Here’s the scenario. You own an online sports equipment store and you are able to sell products online. However, from now on, your website can only allow 100 visitors per day to enter the website. Your company’s revenue will depend solely on these 100 visitors per day so you better make sure the people who visit your website are people who are ready to purchase something.
How would this affect how you do business?
Scarcity is something all businesses have to deal with. This scenario is actually not far from reality depending on how you look at it. For example:
- Your PPC budget is exhausted after 100 website visits per day (or click-throughs)
- You only have enough time to reach out to 100 people on Twitter and Facebook
- The QR code campaign budget can only print 100 posters
When creating a digital strategy, it is important to allocate resources where there is highest potential for achieving the strategy’s objectives.
In the scenario above, the objective is to maximize revenue.
- If you are bidding on a PPC campaign, you’d likely want to bid on more targeted keywords which suggest users are further down the sales funnel.
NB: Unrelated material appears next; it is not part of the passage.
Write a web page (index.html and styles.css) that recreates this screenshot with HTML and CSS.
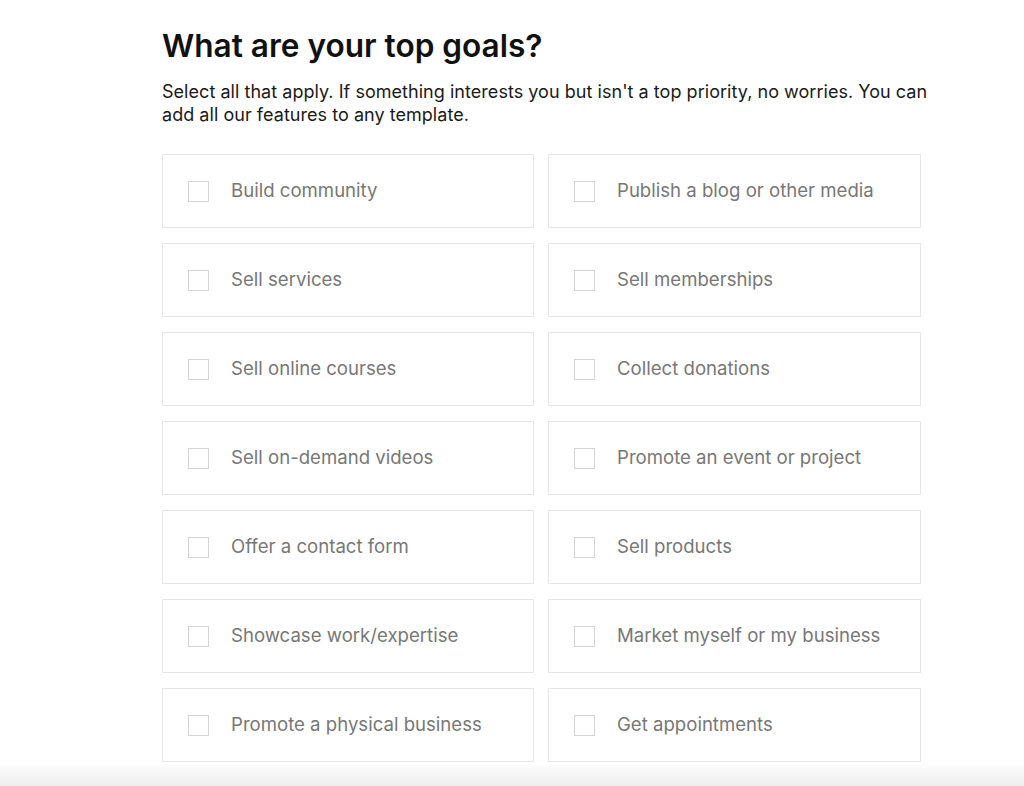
FILE: index.html
```html
<!DOCTYPE html>
<html lang="en">
<head>
<meta charset="utf-8">
<title>What are your top goals?</title>
<link rel="stylesheet" href="styles.css">
</head>
<body>
<main class="page">
  <h1 class="title">What are your top goals?</h1>
  <p class="lead">Select all that apply. If something interests you but isn't a top priority, no worries. You can add all our features to any template.</p>
  <div class="grid">
    <label class="card"><span class="box"></span><span class="label">Build community</span></label>
    <label class="card"><span class="box"></span><span class="label">Publish a blog or other media</span></label>
    <label class="card"><span class="box"></span><span class="label">Sell services</span></label>
    <label class="card"><span class="box"></span><span class="label">Sell memberships</span></label>
    <label class="card"><span class="box"></span><span class="label">Sell online courses</span></label>
    <label class="card"><span class="box"></span><span class="label">Collect donations</span></label>
    <label class="card"><span class="box"></span><span class="label">Sell on-demand videos</span></label>
    <label class="card"><span class="box"></span><span class="label">Promote an event or project</span></label>
    <label class="card"><span class="box"></span><span class="label">Offer a contact form</span></label>
    <label class="card"><span class="box"></span><span class="label">Sell products</span></label>
    <label class="card"><span class="box"></span><span class="label">Showcase work/expertise</span></label>
    <label class="card"><span class="box"></span><span class="label">Market myself or my business</span></label>
    <label class="card"><span class="box"></span><span class="label">Promote a physical business</span></label>
    <label class="card"><span class="box"></span><span class="label">Get appointments</span></label>
  </div>
</main>
<div class="fade"></div>
</body>
</html>
```
FILE: styles.css
```css
html, body {
  margin: 0;
  padding: 0;
  background: #ffffff;
}
body {
  font-family: Inter, "Liberation Sans", Arial, sans-serif;
  color: #111;
  height: 786px;
  overflow: hidden;
  display: flex;
  flex-direction: column;
}
.page {
  width: 759px;
  margin: 0 0 0 162px;
  padding-top: 27px;
  flex: 1;
}
.title {
  margin: 0;
  font-size: 31.6px;
  line-height: 38px;
  font-weight: 600;
  color: #111;
}
.lead {
  margin: 15px 0 0 0;
  font-size: 18px;
  line-height: 23px;
  letter-spacing: 0.04px;
  color: #1a1a1a;
  width: 775px;
}
.grid {
  margin-top: 28px;
  display: grid;
  grid-template-columns: 372px 373px;
  column-gap: 14px;
  row-gap: 15px;
}
.card {
  height: 72px;
  border: 1px solid #e6e6e6;
  display: flex;
  align-items: center;
  padding-left: 25px;
  box-sizing: content-box;
}
.box {
  width: 19px;
  height: 19px;
  border: 1px solid #d4d4d4;
  flex: none;
}
.label {
  margin-left: 22px;
  padding-bottom: 2px;
  font-size: 18.6px;
  color: #777;
}
.fade {
  height: 22px;
  flex: none;
  background: linear-gradient(#fdfdfd, #eeeeee);
}
```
For example, you would rather bid for “buy hockey equipment” over just “hockey”.
- If you are investing time on Twitter and Facebook, you’d likely want to reach out to 100 sport related key influencers rather than 100 spam bot accounts.
- If you are distributing QR codes, you’d likely want to place posters around athletic facilities rather than general locations like a coffee shop or bus stop.
Scarcity > Decisions > Strategy
Victor
Digital Strategist
Photo Credit: albertogp123
- – - – - – - – -
What If …. Series.
What If…Your Twitter and Facebook Posts Were Deleted After 24 Hours?
What If…There Was a 2-Tweet Per Day Limit?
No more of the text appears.